Edith was only 12 when she and the four younger kids set out for Texas. They tried to board a ship bound for Galveston but were turned away because the boys had pinkeye. "Think of that little 12-year-old girl with those four little kids waiting for another boat," Arnie says.
He shakes his head.
Bringing the family
Jack took a business partner in the 1920s but bought out that partner in September 1929. In October the stock market crashed, and so did his business.
"He went broke four or five times," Arnie says. "He lost everything." Everything but his friends. "He always said friends are the most important thing. Keep your friends."
Again the business grew, but life took bites out of this man. The Great Depression hit the family hard. In the 1940s he and Edith divorced. He remarried. Business was good some years, not so good others.
Both his sons joined him, and Gachman Metals Co. spawned Gachman Steel. In the early 1960s, grandson Arnie entered the business, too. Jack never seemed to tire of the work. He wore a suit to the office but never hesitated to jump in to do the dirtiest jobs, his grandson says.

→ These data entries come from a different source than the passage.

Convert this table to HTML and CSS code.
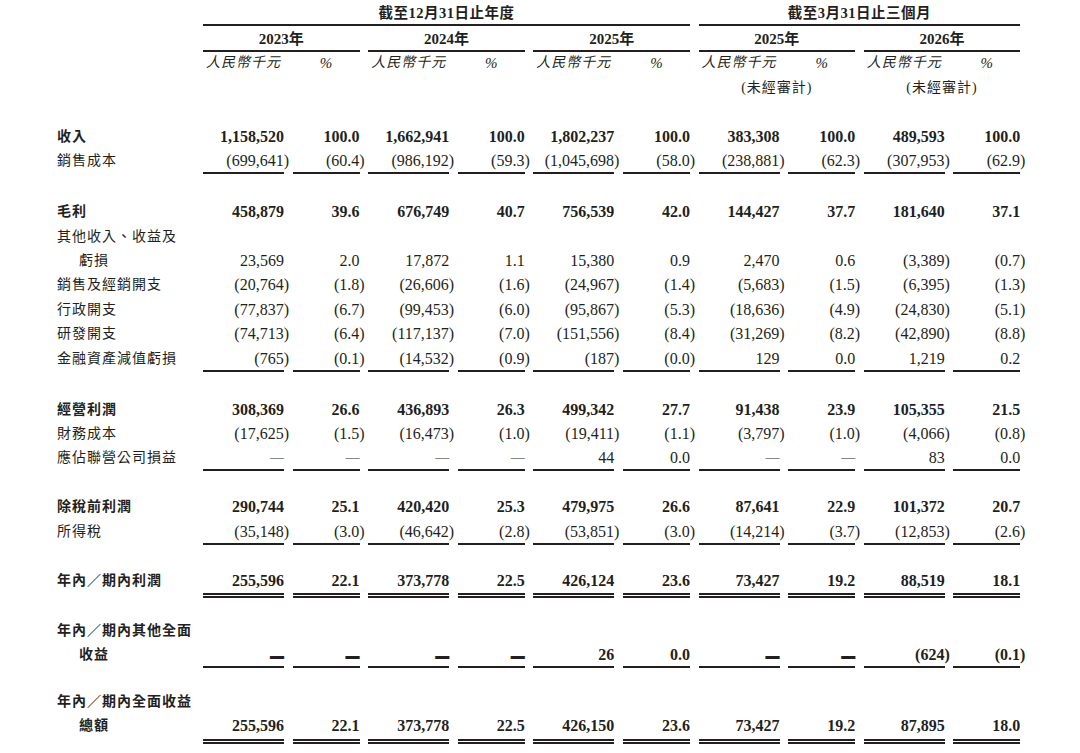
FILE: index.html
```html
<!DOCTYPE html>
<html lang="zh-Hant">
<head>
<meta charset="utf-8">
<title>綜合損益表</title>
<link rel="stylesheet" href="styles.css">
</head>
<body>
<div class="sheet">
  <div class="row hr1">
    <div></div>
    <div class="per">截至12月31日止年度</div>
    <div class="per q">截至3月31日止三個月</div>
  </div>
  <div class="row hr2">
    <div></div>
    <div class="yr">2023年</div>
    <div class="yr">2024年</div>
    <div class="yr">2025年</div>
    <div class="yr">2025年</div>
    <div class="yr">2026年</div>
  </div>
  <div class="row hr3">
    <div></div>
    <div class="cur">人民幣千元</div><div class="pc">%</div>
    <div class="cur">人民幣千元</div><div class="pc">%</div>
    <div class="cur">人民幣千元</div><div class="pc">%</div>
    <div class="cur">人民幣千元</div><div class="pc">%</div>
    <div class="cur">人民幣千元</div><div class="pc">%</div>
  </div>
  <div class="row hr4">
    <div class="aud a4">(未經審計)</div>
    <div class="aud a5">(未經審計)</div>
  </div>
  <div class="sp0"></div>

  <div class="row b">
    <div class="lbl">收入</div>
    <div class="v">1,158,520</div><div class="v">100.0</div>
    <div class="v">1,662,941</div><div class="v">100.0</div>
    <div class="v">1,802,237</div><div class="v">100.0</div>
    <div class="v">383,308</div><div class="v">100.0</div>
    <div class="v">489,593</div><div class="v">100.0</div>
  </div>
  <div class="row ul">
    <div class="lbl">銷售成本</div>
    <div class="v">(699,641<span class="rp">)</span></div><div class="v">(60.4<span class="rp">)</span></div>
    <div class="v">(986,192<span class="rp">)</span></div><div class="v">(59.3<span class="rp">)</span></div>
    <div class="v">(1,045,698<span class="rp">)</span></div><div class="v">(58.0<span class="rp">)</span></div>
    <div class="v">(238,881<span class="rp">)</span></div><div class="v">(62.3<span class="rp">)</span></div>
    <div class="v">(307,953<span class="rp">)</span></div><div class="v">(62.9<span class="rp">)</span></div>
  </div>
  <div class="spa"></div>

  <div class="row b">
    <div class="lbl">毛利</div>
    <div class="v">458,879</div><div class="v">39.6</div>
    <div class="v">676,749</div><div class="v">40.7</div>
    <div class="v">756,539</div><div class="v">42.0</div>
    <div class="v">144,427</div><div class="v">37.7</div>
    <div class="v">181,640</div><div class="v">37.1</div>
  </div>
  <div class="row">
    <div class="lbl">其他收入、收益及</div>
  </div>
  <div class="row">
    <div class="lbl ind">虧損</div>
    <div class="v">23,569</div><div class="v">2.0</div>
    <div class="v">17,872</div><div class="v">1.1</div>
    <div class="v">15,380</div><div class="v">0.9</div>
    <div class="v">2,470</div><div class="v">0.6</div>
    <div class="v">(3,389<span class="rp">)</span></div><div class="v">(0.7<span class="rp">)</span></div>
  </div>
  <div class="row">
    <div class="lbl">銷售及經銷開支</div>
    <div class="v">(20,764<span class="rp">)</span></div><div class="v">(1.8<span class="rp">)</span></div>
    <div class="v">(26,606<span class="rp">)</span></div><div class="v">(1.6<span class="rp">)</span></div>
    <div class="v">(24,967<span class="rp">)</span></div><div class="v">(1.4<span class="rp">)</span></div>
    <div class="v">(5,683<span class="rp">)</span></div><div class="v">(1.5<span class="rp">)</span></div>
    <div class="v">(6,395<span class="rp">)</span></div><div class="v">(1.3<span class="rp">)</span></div>
  </div>
  <div class="row">
    <div class="lbl">行政開支</div>
    <div class="v">(77,837<span class="rp">)</span></div><div class="v">(6.7<span class="rp">)</span></div>
    <div class="v">(99,453<span class="rp">)</span></div><div class="v">(6.0<span class="rp">)</span></div>
    <div class="v">(95,867<span class="rp">)</span></div><div class="v">(5.3<span class="rp">)</span></div>
    <div class="v">(18,636<span class="rp">)</span></div><div class="v">(4.9<span class="rp">)</span></div>
    <div class="v">(24,830<span class="rp">)</span></div><div class="v">(5.1<span class="rp">)</span></div>
  </div>
  <div class="row">
    <div class="lbl">研發開支</div>
    <div class="v">(74,713<span class="rp">)</span></div><div class="v">(6.4<span class="rp">)</span></div>
    <div class="v">(117,137<span class="rp">)</span></div><div class="v">(7.0<span class="rp">)</span></div>
    <div class="v">(151,556<span class="rp">)</span></div><div class="v">(8.4<span class="rp">)</span></div>
    <div class="v">(31,269<span class="rp">)</span></div><div class="v">(8.2<span class="rp">)</span></div>
    <div class="v">(42,890<span class="rp">)</span></div><div class="v">(8.8<span class="rp">)</span></div>
  </div>
  <div class="row ul">
    <div class="lbl">金融資產減值虧損</div>
    <div class="v">(765<span class="rp">)</span></div><div class="v">(0.1<span class="rp">)</span></div>
    <div class="v">(14,532<span class="rp">)</span></div><div class="v">(0.9<span class="rp">)</span></div>
    <div class="v">(187<span class="rp">)</span></div><div class="v">(0.0<span class="rp">)</span></div>
    <div class="v">129</div><div class="v">0.0</div>
    <div class="v">1,219</div><div class="v">0.2</div>
  </div>
  <div class="spa"></div>

  <div class="row b">
    <div class="lbl">經營利潤</div>
    <div class="v">308,369</div><div class="v">26.6</div>
    <div class="v">436,893</div><div class="v">26.3</div>
    <div class="v">499,342</div><div class="v">27.7</div>
    <div class="v">91,438</div><div class="v">23.9</div>
    <div class="v">105,355</div><div class="v">21.5</div>
  </div>
  <div class="row">
    <div class="lbl">財務成本</div>
    <div class="v">(17,625<span class="rp">)</span></div><div class="v">(1.5<span class="rp">)</span></div>
    <div class="v">(16,473<span class="rp">)</span></div><div class="v">(1.0<span class="rp">)</span></div>
    <div class="v">(19,411<span class="rp">)</span></div><div class="v">(1.1<span class="rp">)</span></div>
    <div class="v">(3,797<span class="rp">)</span></div><div class="v">(1.0<span class="rp">)</span></div>
    <div class="v">(4,066<span class="rp">)</span></div><div class="v">(0.8<span class="rp">)</span></div>
  </div>
  <div class="row ul">
    <div class="lbl">應佔聯營公司損益</div>
    <div class="v"><span class="dash">—</span></div><div class="v"><span class="dash">—</span></div>
    <div class="v"><span class="dash">—</span></div><div class="v"><span class="dash">—</span></div>
    <div class="v">44</div><div class="v">0.0</div>
    <div class="v"><span class="dash">—</span></div><div class="v"><span class="dash">—</span></div>
    <div class="v">83</div><div class="v">0.0</div>
  </div>
  <div class="spb"></div>

  <div class="row b">
    <div class="lbl">除稅前利潤</div>
    <div class="v">290,744</div><div class="v">25.1</div>
    <div class="v">420,420</div><div class="v">25.3</div>
    <div class="v">479,975</div><div class="v">26.6</div>
    <div class="v">87,641</div><div class="v">22.9</div>
    <div class="v">101,372</div><div class="v">20.7</div>
  </div>
  <div class="row ul">
    <div class="lbl">所得稅</div>
    <div class="v">(35,148<span class="rp">)</span></div><div class="v">(3.0<span class="rp">)</span></div>
    <div class="v">(46,642<span class="rp">)</span></div><div class="v">(2.8<span class="rp">)</span></div>
    <div class="v">(53,851<span class="rp">)</span></div><div class="v">(3.0<span class="rp">)</span></div>
    <div class="v">(14,214<span class="rp">)</span></div><div class="v">(3.7<span class="rp">)</span></div>
    <div class="v">(12,853<span class="rp">)</span></div><div class="v">(2.6<span class="rp">)</span></div>
  </div>
  <div class="spb"></div>

  <div class="row b dl">
    <div class="lbl">年內／期內利潤</div>
    <div class="v">255,596</div><div class="v">22.1</div>
    <div class="v">373,778</div><div class="v">22.5</div>
    <div class="v">426,124</div><div class="v">23.6</div>
    <div class="v">73,427</div><div class="v">19.2</div>
    <div class="v">88,519</div><div class="v">18.1</div>
  </div>
  <div class="spc"></div>

  <div class="row b">
    <div class="lbl">年內／期內其他全面</div>
  </div>
  <div class="row b ul">
    <div class="lbl ind">收益</div>
    <div class="v"><span class="dash bold">—</span></div><div class="v"><span class="dash bold">—</span></div>
    <div class="v"><span class="dash bold">—</span></div><div class="v"><span class="dash bold">—</span></div>
    <div class="v">26</div><div class="v">0.0</div>
    <div class="v"><span class="dash bold">—</span></div><div class="v"><span class="dash bold">—</span></div>
    <div class="v">(624<span class="rp">)</span></div><div class="v">(0.1<span class="rp">)</span></div>
  </div>
  <div class="spd"></div>

  <div class="row b">
    <div class="lbl">年內／期內全面收益</div>
  </div>
  <div class="row b dl">
    <div class="lbl ind">總額</div>
    <div class="v">255,596</div><div class="v">22.1</div>
    <div class="v">373,778</div><div class="v">22.5</div>
    <div class="v">426,150</div><div class="v">23.6</div>
    <div class="v">73,427</div><div class="v">19.2</div>
    <div class="v">87,895</div><div class="v">18.0</div>
  </div>
</div>
</body>
</html>
```

FILE: styles.css
```css
html, body {
  margin: 0;
  padding: 0;
  background: #ffffff;
}

body {
  color: #231f20;
  font-family: "Liberation Serif", "Noto Sans CJK TC", serif;
}

.sheet {
  padding-left: 57px;
}

.row {
  display: grid;
  grid-template-columns: 137.4px repeat(5, 81px 67px);
  column-gap: 8.6px;
}

.row > div {
  height: 24.4px;
  line-height: 24.4px;
  white-space: nowrap;
}

/* header rows */
.hr1 > div {
  height: 22px;
  line-height: 22px;
  padding-top: 2px;
}

.per {
  grid-column: 2 / 8;
  text-align: center;
  font-weight: 700;
  font-size: 14.5px;
  letter-spacing: 0.5px;
  border-bottom: 2px solid #231f20;
}

.per.q {
  grid-column: 8 / 12;
}

.hr2 > div {
  height: 22px;
  line-height: 22px;
  padding-top: 2px;
}

.yr {
  grid-column: span 2;
  text-align: center;
  font-weight: 700;
  font-size: 15px;
  border-bottom: 2px solid #231f20;
}

.hr3 > div {
  height: 22px;
  line-height: 22px;
}

.cur {
  font-style: italic;
  font-size: 14px;
  letter-spacing: 1px;
  padding-left: 3px;
}

.pc {
  font-style: italic;
  font-size: 15px;
  text-align: center;
}

.hr4 > div {
  height: 24px;
  line-height: 24px;
  padding-top: 2px;
}

.aud {
  text-align: center;
  font-size: 14px;
  letter-spacing: 1px;
}

.a4 {
  grid-column: 8 / 10;
}

.a5 {
  grid-column: 10 / 12;
}

/* body rows */
.lbl {
  font-size: 14px;
  letter-spacing: 1px;
}

.ind {
  padding-left: 22px;
}

.v {
  text-align: right;
  font-size: 16px;
}

.b .lbl,
.b .v {
  font-weight: 700;
}

.row.ul > .v {
  height: 23.2px;
  border-bottom: 2px solid #231f20;
}

.dl .v {
  border-bottom: 5px double #231f20;
}

.rp {
  margin-right: -5px;
}

.dash {
  display: inline-block;
  font-size: 14px;
  font-weight: 400;
  vertical-align: 3px;
}

.dash.bold {
  font-weight: 700;
  transform: scaleY(3);
  vertical-align: 5px;
}

/* spacers between sections */
.sp0 {
  height: 24.8px;
}

.spa {
  height: 25.8px;
}

.spb {
  height: 23.8px;
}

.spc {
  height: 20.6px;
}

.spd {
  height: 21.8px;
}
```
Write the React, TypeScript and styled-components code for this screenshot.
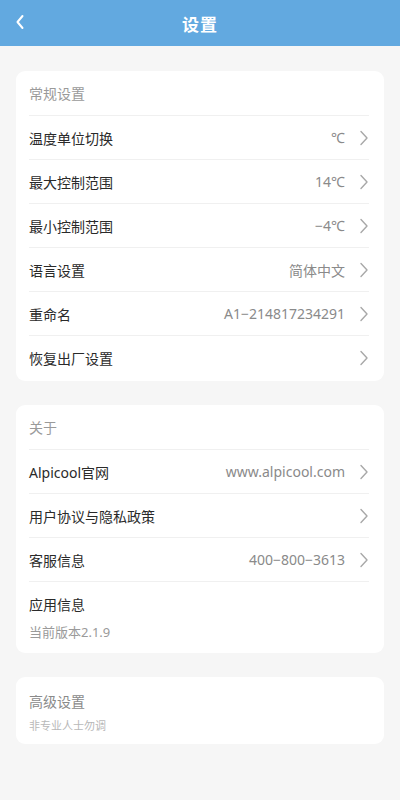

Jack talked to Arnie about the old country, but he never returned to Ukraine. He was certain that none of his family had survived World War II. In the late 1960s, he received a letter from a sister who begged him to visit.
He was surprised to hear from her and eager to see her, but the family feared for his safety and persuaded him to bring the sister to America instead.
"We ended up getting a number of family members over here. They settled in Chicago," Arnie says.
He picks up his grandfather's photograph and considers the history he lived, the choices he made. What might have happened to all of them, he wonders, if not for that long-ago confrontation with a soldier in the czar's army -- that catastrophe that made Jack a fugitive and brought them all to America through a gateway on the Texas coast?